### Data shown
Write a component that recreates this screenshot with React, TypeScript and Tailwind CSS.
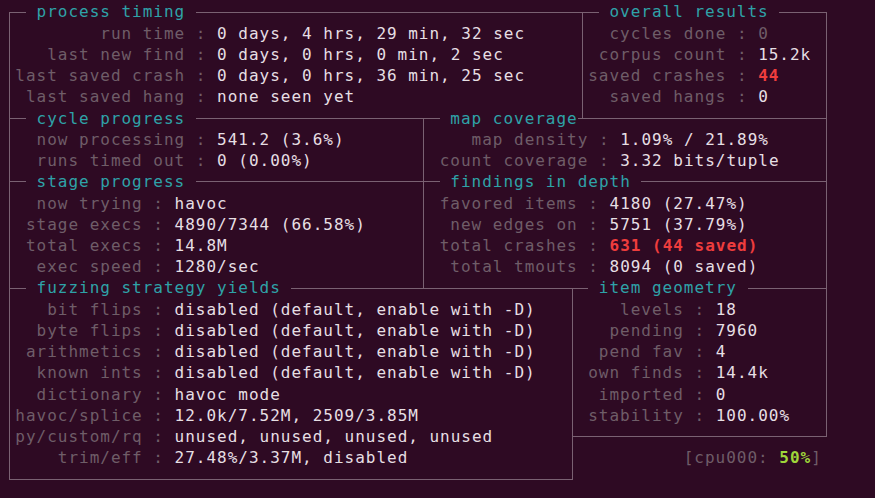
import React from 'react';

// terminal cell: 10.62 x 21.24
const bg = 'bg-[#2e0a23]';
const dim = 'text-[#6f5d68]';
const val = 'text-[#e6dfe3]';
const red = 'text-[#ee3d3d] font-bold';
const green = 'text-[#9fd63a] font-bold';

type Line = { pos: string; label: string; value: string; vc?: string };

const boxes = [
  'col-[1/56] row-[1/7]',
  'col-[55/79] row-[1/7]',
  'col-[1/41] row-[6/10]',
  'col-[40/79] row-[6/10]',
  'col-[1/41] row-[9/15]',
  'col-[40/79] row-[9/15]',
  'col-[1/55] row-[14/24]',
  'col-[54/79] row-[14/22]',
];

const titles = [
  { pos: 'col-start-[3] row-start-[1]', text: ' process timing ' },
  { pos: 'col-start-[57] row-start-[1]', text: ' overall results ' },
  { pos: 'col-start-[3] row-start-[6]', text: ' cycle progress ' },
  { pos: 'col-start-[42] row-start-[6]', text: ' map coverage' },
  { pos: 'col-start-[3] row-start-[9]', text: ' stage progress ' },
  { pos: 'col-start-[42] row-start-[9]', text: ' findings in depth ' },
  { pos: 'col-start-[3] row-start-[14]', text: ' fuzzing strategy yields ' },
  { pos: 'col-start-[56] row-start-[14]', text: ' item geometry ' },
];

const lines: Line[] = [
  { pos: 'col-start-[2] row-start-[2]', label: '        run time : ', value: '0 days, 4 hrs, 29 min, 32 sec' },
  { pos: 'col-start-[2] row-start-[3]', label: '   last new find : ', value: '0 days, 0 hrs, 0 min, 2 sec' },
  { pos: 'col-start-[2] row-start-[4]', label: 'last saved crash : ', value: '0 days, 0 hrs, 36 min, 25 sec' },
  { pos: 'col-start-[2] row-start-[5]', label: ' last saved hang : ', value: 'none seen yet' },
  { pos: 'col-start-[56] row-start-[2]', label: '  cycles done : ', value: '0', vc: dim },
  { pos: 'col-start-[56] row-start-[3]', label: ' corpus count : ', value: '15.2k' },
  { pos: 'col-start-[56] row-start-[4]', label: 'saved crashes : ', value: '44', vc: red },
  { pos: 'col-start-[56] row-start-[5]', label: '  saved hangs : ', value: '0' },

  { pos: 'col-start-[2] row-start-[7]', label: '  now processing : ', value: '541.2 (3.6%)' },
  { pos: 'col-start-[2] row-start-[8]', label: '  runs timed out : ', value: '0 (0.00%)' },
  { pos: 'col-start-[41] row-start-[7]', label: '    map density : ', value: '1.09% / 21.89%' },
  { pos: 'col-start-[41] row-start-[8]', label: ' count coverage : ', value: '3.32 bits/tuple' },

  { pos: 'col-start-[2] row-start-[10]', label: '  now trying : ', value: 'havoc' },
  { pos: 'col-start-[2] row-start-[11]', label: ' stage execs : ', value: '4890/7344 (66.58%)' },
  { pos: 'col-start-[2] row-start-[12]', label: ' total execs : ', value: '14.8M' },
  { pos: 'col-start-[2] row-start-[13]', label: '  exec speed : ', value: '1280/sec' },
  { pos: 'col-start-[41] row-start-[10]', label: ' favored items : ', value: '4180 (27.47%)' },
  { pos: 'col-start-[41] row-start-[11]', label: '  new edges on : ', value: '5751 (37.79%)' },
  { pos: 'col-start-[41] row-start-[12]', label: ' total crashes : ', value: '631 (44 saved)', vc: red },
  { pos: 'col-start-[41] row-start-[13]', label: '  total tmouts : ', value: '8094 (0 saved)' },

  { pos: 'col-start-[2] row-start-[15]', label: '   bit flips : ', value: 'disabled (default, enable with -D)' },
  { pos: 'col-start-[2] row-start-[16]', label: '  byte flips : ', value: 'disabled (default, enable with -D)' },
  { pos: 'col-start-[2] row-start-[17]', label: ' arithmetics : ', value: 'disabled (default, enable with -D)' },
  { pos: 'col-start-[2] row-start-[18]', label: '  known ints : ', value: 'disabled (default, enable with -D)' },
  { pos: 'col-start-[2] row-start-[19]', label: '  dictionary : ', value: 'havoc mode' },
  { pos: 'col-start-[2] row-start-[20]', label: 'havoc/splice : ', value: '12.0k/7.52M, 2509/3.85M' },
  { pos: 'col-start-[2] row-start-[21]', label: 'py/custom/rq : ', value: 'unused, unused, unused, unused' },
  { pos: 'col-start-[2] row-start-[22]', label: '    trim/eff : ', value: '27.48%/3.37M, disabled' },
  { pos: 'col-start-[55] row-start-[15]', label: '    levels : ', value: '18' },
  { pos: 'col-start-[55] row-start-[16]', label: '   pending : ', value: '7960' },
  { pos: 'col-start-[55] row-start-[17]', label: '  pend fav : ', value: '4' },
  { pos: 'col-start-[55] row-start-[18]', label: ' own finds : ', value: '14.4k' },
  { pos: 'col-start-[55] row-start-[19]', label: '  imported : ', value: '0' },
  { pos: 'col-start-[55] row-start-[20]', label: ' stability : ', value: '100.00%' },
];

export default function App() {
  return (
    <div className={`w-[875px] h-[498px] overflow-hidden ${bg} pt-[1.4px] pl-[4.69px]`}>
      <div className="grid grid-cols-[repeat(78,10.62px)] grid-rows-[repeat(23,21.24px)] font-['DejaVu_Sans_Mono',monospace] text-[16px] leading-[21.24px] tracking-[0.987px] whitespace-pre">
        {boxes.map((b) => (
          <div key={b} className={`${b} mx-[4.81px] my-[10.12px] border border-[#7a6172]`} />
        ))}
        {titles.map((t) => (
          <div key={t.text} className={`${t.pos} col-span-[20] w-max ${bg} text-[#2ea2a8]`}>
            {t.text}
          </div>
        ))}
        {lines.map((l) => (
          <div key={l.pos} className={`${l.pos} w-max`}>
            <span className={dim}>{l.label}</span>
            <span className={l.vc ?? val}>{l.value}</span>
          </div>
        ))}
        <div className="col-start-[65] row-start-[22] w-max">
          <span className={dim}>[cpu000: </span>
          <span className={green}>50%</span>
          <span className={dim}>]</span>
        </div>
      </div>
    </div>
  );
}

### What needs to be done
Your task is to repeat the material above exactly, without its pictures.

### Full output
Write a component that recreates this screenshot with React, TypeScript and Tailwind CSS.
import React from 'react';

// terminal cell: 10.62 x 21.24
const bg = 'bg-[#2e0a23]';
const dim = 'text-[#6f5d68]';
const val = 'text-[#e6dfe3]';
const red = 'text-[#ee3d3d] font-bold';
const green = 'text-[#9fd63a] font-bold';

type Line = { pos: string; label: string; value: string; vc?: string };

const boxes = [
  'col-[1/56] row-[1/7]',
  'col-[55/79] row-[1/7]',
  'col-[1/41] row-[6/10]',
  'col-[40/79] row-[6/10]',
  'col-[1/41] row-[9/15]',
  'col-[40/79] row-[9/15]',
  'col-[1/55] row-[14/24]',
  'col-[54/79] row-[14/22]',
];

const titles = [
  { pos: 'col-start-[3] row-start-[1]', text: ' process timing ' },
  { pos: 'col-start-[57] row-start-[1]', text: ' overall results ' },
  { pos: 'col-start-[3] row-start-[6]', text: ' cycle progress ' },
  { pos: 'col-start-[42] row-start-[6]', text: ' map coverage' },
  { pos: 'col-start-[3] row-start-[9]', text: ' stage progress ' },
  { pos: 'col-start-[42] row-start-[9]', text: ' findings in depth ' },
  { pos: 'col-start-[3] row-start-[14]', text: ' fuzzing strategy yields ' },
  { pos: 'col-start-[56] row-start-[14]', text: ' item geometry ' },
];

const lines: Line[] = [
  { pos: 'col-start-[2] row-start-[2]', label: '        run time : ', value: '0 days, 4 hrs, 29 min, 32 sec' },
  { pos: 'col-start-[2] row-start-[3]', label: '   last new find : ', value: '0 days, 0 hrs, 0 min, 2 sec' },
  { pos: 'col-start-[2] row-start-[4]', label: 'last saved crash : ', value: '0 days, 0 hrs, 36 min, 25 sec' },
  { pos: 'col-start-[2] row-start-[5]', label: ' last saved hang : ', value: 'none seen yet' },
  { pos: 'col-start-[56] row-start-[2]', label: '  cycles done : ', value: '0', vc: dim },
  { pos: 'col-start-[56] row-start-[3]', label: ' corpus count : ', value: '15.2k' },
  { pos: 'col-start-[56] row-start-[4]', label: 'saved crashes : ', value: '44', vc: red },
  { pos: 'col-start-[56] row-start-[5]', label: '  saved hangs : ', value: '0' },

  { pos: 'col-start-[2] row-start-[7]', label: '  now processing : ', value: '541.2 (3.6%)' },
  { pos: 'col-start-[2] row-start-[8]', label: '  runs timed out : ', value: '0 (0.00%)' },
  { pos: 'col-start-[41] row-start-[7]', label: '    map density : ', value: '1.09% / 21.89%' },
  { pos: 'col-start-[41] row-start-[8]', label: ' count coverage : ', value: '3.32 bits/tuple' },

  { pos: 'col-start-[2] row-start-[10]', label: '  now trying : ', value: 'havoc' },
  { pos: 'col-start-[2] row-start-[11]', label: ' stage execs : ', value: '4890/7344 (66.58%)' },
  { pos: 'col-start-[2] row-start-[12]', label: ' total execs : ', value: '14.8M' },
  { pos: 'col-start-[2] row-start-[13]', label: '  exec speed : ', value: '1280/sec' },
  { pos: 'col-start-[41] row-start-[10]', label: ' favored items : ', value: '4180 (27.47%)' },
  { pos: 'col-start-[41] row-start-[11]', label: '  new edges on : ', value: '5751 (37.79%)' },
  { pos: 'col-start-[41] row-start-[12]', label: ' total crashes : ', value: '631 (44 saved)', vc: red },
  { pos: 'col-start-[41] row-start-[13]', label: '  total tmouts : ', value: '8094 (0 saved)' },

  { pos: 'col-start-[2] row-start-[15]', label: '   bit flips : ', value: 'disabled (default, enable with -D)' },
  { pos: 'col-start-[2] row-start-[16]', label: '  byte flips : ', value: 'disabled (default, enable with -D)' },
  { pos: 'col-start-[2] row-start-[17]', label: ' arithmetics : ', value: 'disabled (default, enable with -D)' },
  { pos: 'col-start-[2] row-start-[18]', label: '  known ints : ', value: 'disabled (default, enable with -D)' },
  { pos: 'col-start-[2] row-start-[19]', label: '  dictionary : ', value: 'havoc mode' },
  { pos: 'col-start-[2] row-start-[20]', label: 'havoc/splice : ', value: '12.0k/7.52M, 2509/3.85M' },
  { pos: 'col-start-[2] row-start-[21]', label: 'py/custom/rq : ', value: 'unused, unused, unused, unused' },
  { pos: 'col-start-[2] row-start-[22]', label: '    trim/eff : ', value: '27.48%/3.37M, disabled' },
  { pos: 'col-start-[55] row-start-[15]', label: '    levels : ', value: '18' },
  { pos: 'col-start-[55] row-start-[16]', label: '   pending : ', value: '7960' },
  { pos: 'col-start-[55] row-start-[17]', label: '  pend fav : ', value: '4' },
  { pos: 'col-start-[55] row-start-[18]', label: ' own finds : ', value: '14.4k' },
  { pos: 'col-start-[55] row-start-[19]', label: '  imported : ', value: '0' },
  { pos: 'col-start-[55] row-start-[20]', label: ' stability : ', value: '100.00%' },
];

export default function App() {
  return (
    <div className={`w-[875px] h-[498px] overflow-hidden ${bg} pt-[1.4px] pl-[4.69px]`}>
      <div className="grid grid-cols-[repeat(78,10.62px)] grid-rows-[repeat(23,21.24px)] font-['DejaVu_Sans_Mono',monospace] text-[16px] leading-[21.24px] tracking-[0.987px] whitespace-pre">
        {boxes.map((b) => (
          <div key={b} className={`${b} mx-[4.81px] my-[10.12px] border border-[#7a6172]`} />
        ))}
        {titles.map((t) => (
          <div key={t.text} className={`${t.pos} col-span-[20] w-max ${bg} text-[#2ea2a8]`}>
            {t.text}
          </div>
        ))}
        {lines.map((l) => (
          <div key={l.pos} className={`${l.pos} w-max`}>
            <span className={dim}>{l.label}</span>
            <span className={l.vc ?? val}>{l.value}</span>
          </div>
        ))}
        <div className="col-start-[65] row-start-[22] w-max">
          <span className={dim}>[cpu000: </span>
          <span className={green}>50%</span>
          <span className={dim}>]</span>
        </div>
      </div>
    </div>
  );
}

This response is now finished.